Mettons en parallèle ces deux mondes, de chaque côté du mur du son.
A table, les entendants mangent seuls à une table, le portable contre l’oreille ou les yeux sur un clip avec oreillette dans l’oreille. Quand ils mangent à une même table, c’est un brouhaha dans lequel tout le monde parle et mâche en même temps, sans s’écouter ni se regarder. Monologues de intestins diront certains. Des visages impassibles comme ceux du musée Grévin à Paris. Des visages de cire. De bien tristes sires inexpressifs.
A la table des sourdes, le dialogue commence avant même qu’elles ne s’assoient, via des gestes de bienvenue alors qu’elles ont encore leur plateau sur les bras. Et pas de messe basse entre elles, car c’est toute la cantine qui peut participer aux dialogues, que dis-je, aux « multilogues ». Chacun peut confirmer d’un geste avoir bien compris le message de l’autre par un geste de la main. Et le reformule souvent à sa façon. Et la réponse est visble de toute la salle. Par exemple si on trouve une phrase bête, on ne se prive pas de le montrer à tous haut et fort. En résumé, à cette table, on parle avec ses mains et avec son visage.

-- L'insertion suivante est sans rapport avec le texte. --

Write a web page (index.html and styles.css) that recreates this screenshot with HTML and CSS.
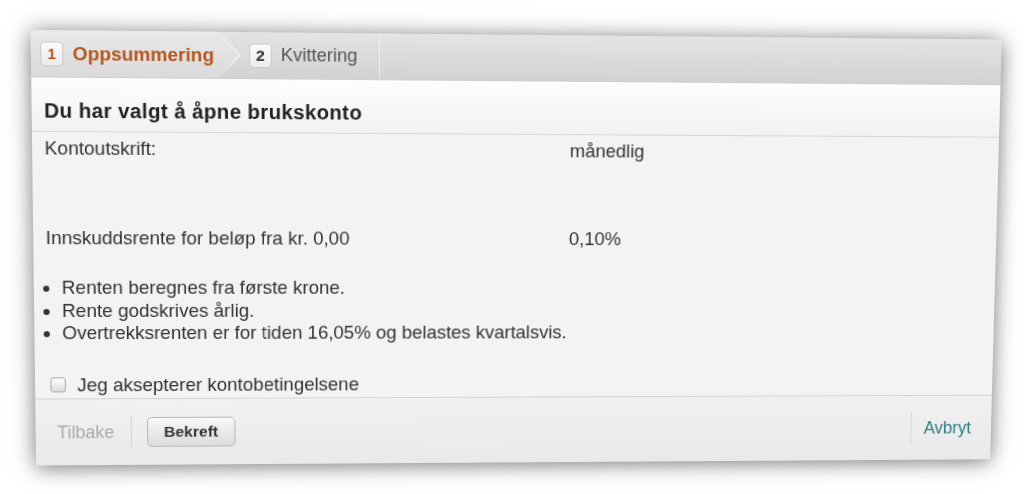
FILE: index.html
```html
<!DOCTYPE html>
<html lang="no">
<head>
  <meta charset="UTF-8" />
  <meta name="viewport" content="width=device-width, initial-scale=1" />
  <title>Brukskonto</title>
  <link rel="stylesheet" href="styles.css">
</head>
<body>

<div class="page">
  <div class="panel">
    <div class="steps">
      <div class="step active"><span class="num">1</span>Oppsummering</div>
      <div class="step"><span class="num">2</span>Kvittering</div>
    </div>

    <h1 class="title">Du har valgt å åpne brukskonto</h1>

    <div class="content">
      <div class="row">
        <span class="label">Kontoutskrift:</span>
        <span class="value">månedlig</span>
      </div>
      <div class="row rate">
        <span class="label">Innskuddsrente for beløp fra kr. 0,00</span>
        <span class="value">0,10%</span>
      </div>

      <ul class="notes">
        <li>Renten beregnes fra første krone.</li>
        <li>Rente godskrives årlig.</li>
        <li>Overtrekksrenten er for tiden 16,05% og belastes kvartalsvis.</li>
      </ul>

      <label class="accept"><input type="checkbox" class="check" /> Jeg aksepterer kontobetingelsene</label>
    </div>

    <div class="actions">
      <a class="back">Tilbake</a>
      <button class="confirm">Bekreft</button>
      <a class="cancel">Avbryt</a>
    </div>
  </div>
</div>

</body>
</html>
```

FILE: styles.css
```css
html, body {
  margin: 0; padding: 0; height: 100%;
  overflow: hidden;
  background: #fff;
  font-family: "Liberation Sans", Arial, sans-serif;
  color: #333;
}

.page {
  padding: 36px 0 0 41px;
}

.panel {
  width: 965px;
  background: #f3f3f3;
  box-shadow: 0 2px 20px rgba(0, 0, 0, 0.55);
  transform: perspective(2000px) rotate(0.46deg) rotateX(-4.8deg) rotateY(4.4deg);
}

/* step bar */
.steps {
  height: 46px;
  display: flex;
  background: linear-gradient(#e4e4e4, #d2d2d2);
  border-bottom: 1px solid #cfcfcf;
  box-sizing: border-box;
}

.step {
  position: relative;
  display: flex;
  align-items: center;
  gap: 9px;
  font-size: 18px;
  color: #555;
}

.step.active {
  padding: 0 4px 0 9px;
  background: linear-gradient(#e9e9e9, #dadada);
  color: #b5561e;
  font-weight: bold;
  font-size: 18.5px;
  z-index: 1;
}

/* chevron after the active step */
.step.active::before,
.step.active::after {
  content: "";
  position: absolute;
  top: 0;
  left: 100%;
  height: 100%;
  clip-path: polygon(0 0, 100% 50%, 0 100%);
}

.step.active::before {
  width: 22px;
  background: #f4f4f4;
}

.step.active::after {
  width: 20px;
  background: linear-gradient(#e9e9e9, #dadada);
}

.step + .step {
  padding: 0 21px 0 30px;
  border-right: 1px solid #ececec;
}

.num {
  width: 22px;
  height: 24px;
  display: flex;
  align-items: center;
  justify-content: center;
  border: 1px solid #c9c9c9;
  border-radius: 4px;
  background: linear-gradient(#fbfbfb, #ececec);
  box-sizing: border-box;
  font-size: 15px;
  font-weight: bold;
  color: #333;
}

.active .num {
  color: #b5561e;
}

/* heading */
.title {
  margin: 0;
  padding: 20px 0 8px 12px;
  line-height: 24px;
  font-size: 20px;
  letter-spacing: 0.35px;
  color: #222;
  background: linear-gradient(#fdfdfd, #f2f2f2);
  border-bottom: 1px solid #d6d6d6;
}

/* content */
.content {
  padding: 5px 0 2px 12px;
  font-size: 18.5px;
}

.row {
  display: flex;
  line-height: 22px;
}

.row .label {
  width: 516px;
}

.rate {
  margin-top: 66px;
}

.notes {
  margin: 27px 0 0;
  padding-left: 15px;
  line-height: 22.5px;
}

.accept {
  margin-top: 29px;
  display: flex;
  align-items: center;
  gap: 11px;
  line-height: 22px;
}

.check {
  appearance: none;
  margin: 0 0 0 3px;
  width: 15px;
  height: 15px;
  border: 1px solid #a9a9a9;
  border-radius: 3px;
  background: linear-gradient(#fdfdfd, #dedede);
}

/* footer */
.actions {
  height: 66px;
  display: flex;
  align-items: center;
  padding: 0 21px 0 21px;
  border-top: 1px solid #d2d2d2;
  background: linear-gradient(#f1f1f1, #e9e9e9);
  font-size: 17.5px;
}

.back {
  color: #aaa;
  padding-right: 16px;
  line-height: 32px;
  border-right: 1px solid #d4d4d4;
}

.confirm {
  margin-left: 15px;
  width: 87px;
  height: 30px;
  border: 1px solid #b7b7b7;
  border-radius: 5px;
  background: linear-gradient(#f8f8f8, #dcdcdc);
  font-family: inherit;
  font-size: 15.5px;
  font-weight: bold;
  color: #333;
}

.cancel {
  margin-left: auto;
  padding-left: 13px;
  line-height: 32px;
  border-left: 1px solid #d8d8d8;
  color: #2b7e82;
}
```
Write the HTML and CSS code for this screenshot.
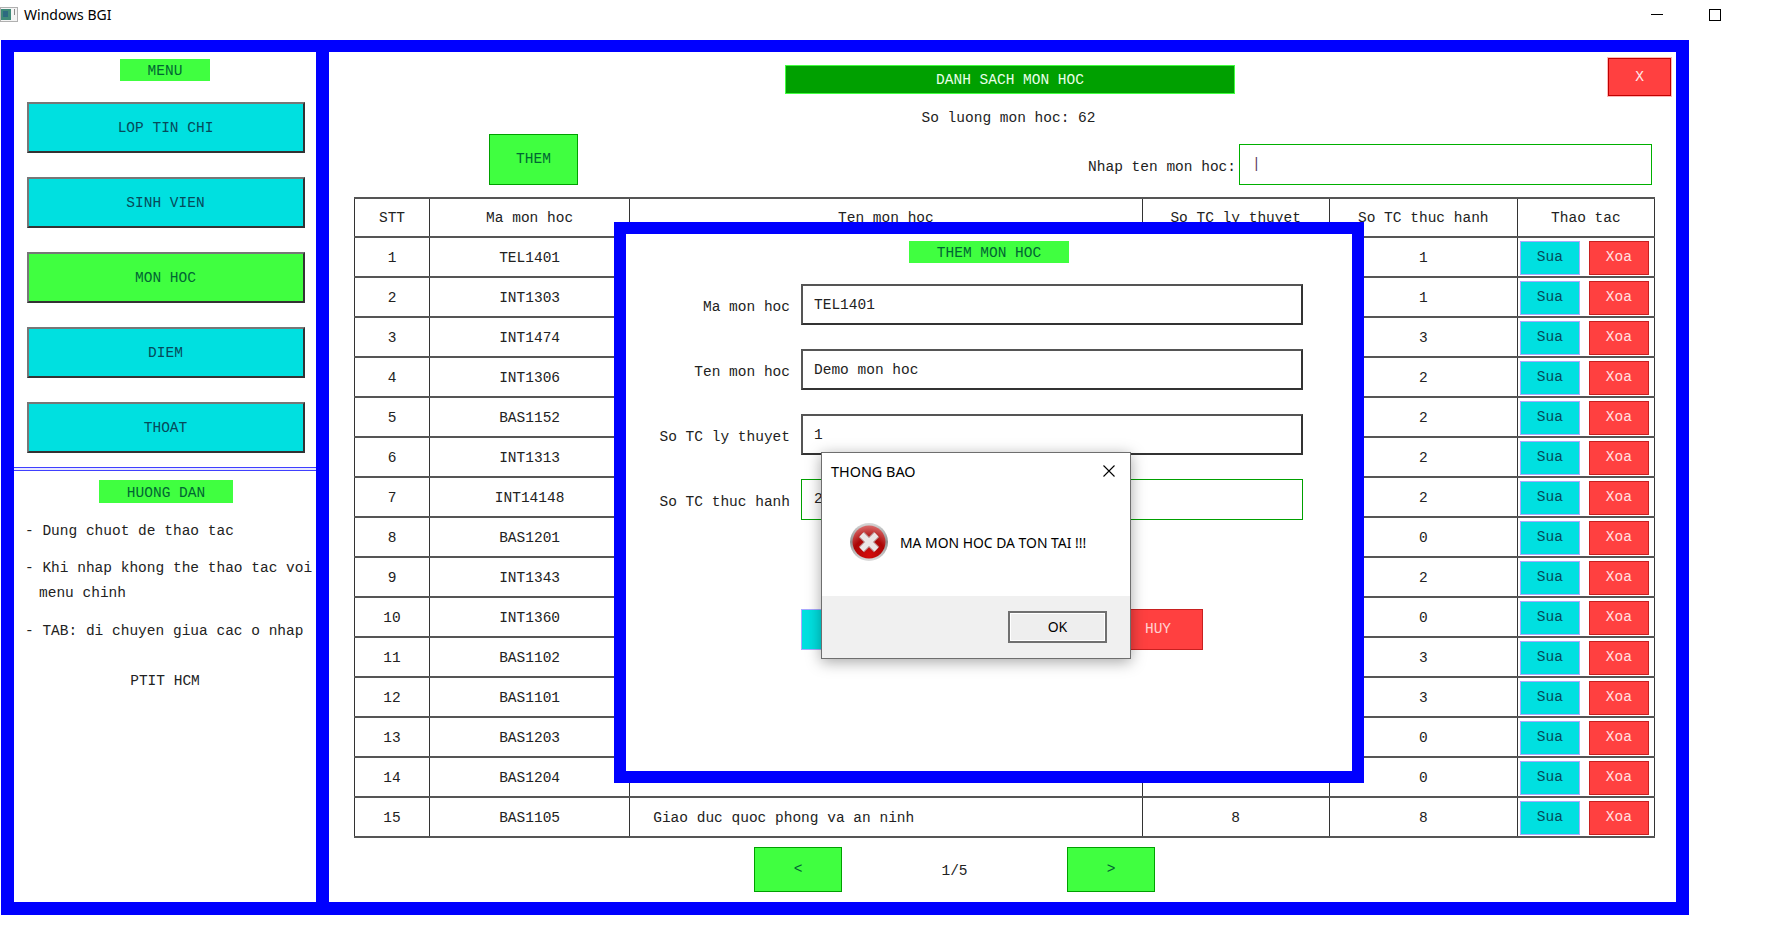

Par ailleurs, un même mot se décline toujours de façon très personnelle.
Pour un entendant, le mot bon, c’est « bon ». Comme le verbe aimer c’est « j’aime ».
En s’exprimant, le sourd décline sa façon d’aimer, ou non, au moment où il le dit. Tout le corps entre en dialogue. Attardez-vous à lire leurs « j’aime » un peu, beaucoup, passionnément, et leurs « je n’aime pas ». Les sourds sont sûrement tous des gens du sud conclurez-vous, à tort.
Emmanuelle Laborit qui fut mon élève en classe de philosophie au Cours Morvan à Paris appréciait ce côté « public » du dialogue entre sourd. Celle que, petit, on surnommait « La mouette » à cause de ses cris, est naturellement passé de la vie du lycée à la vie du théâtre gestuel et elle est devenue la directrice d’IVT (International Visual Theatre) juste avant d’être récompensée pour son rôle dans Les enfants du Silence, pièce de Jean Dalric.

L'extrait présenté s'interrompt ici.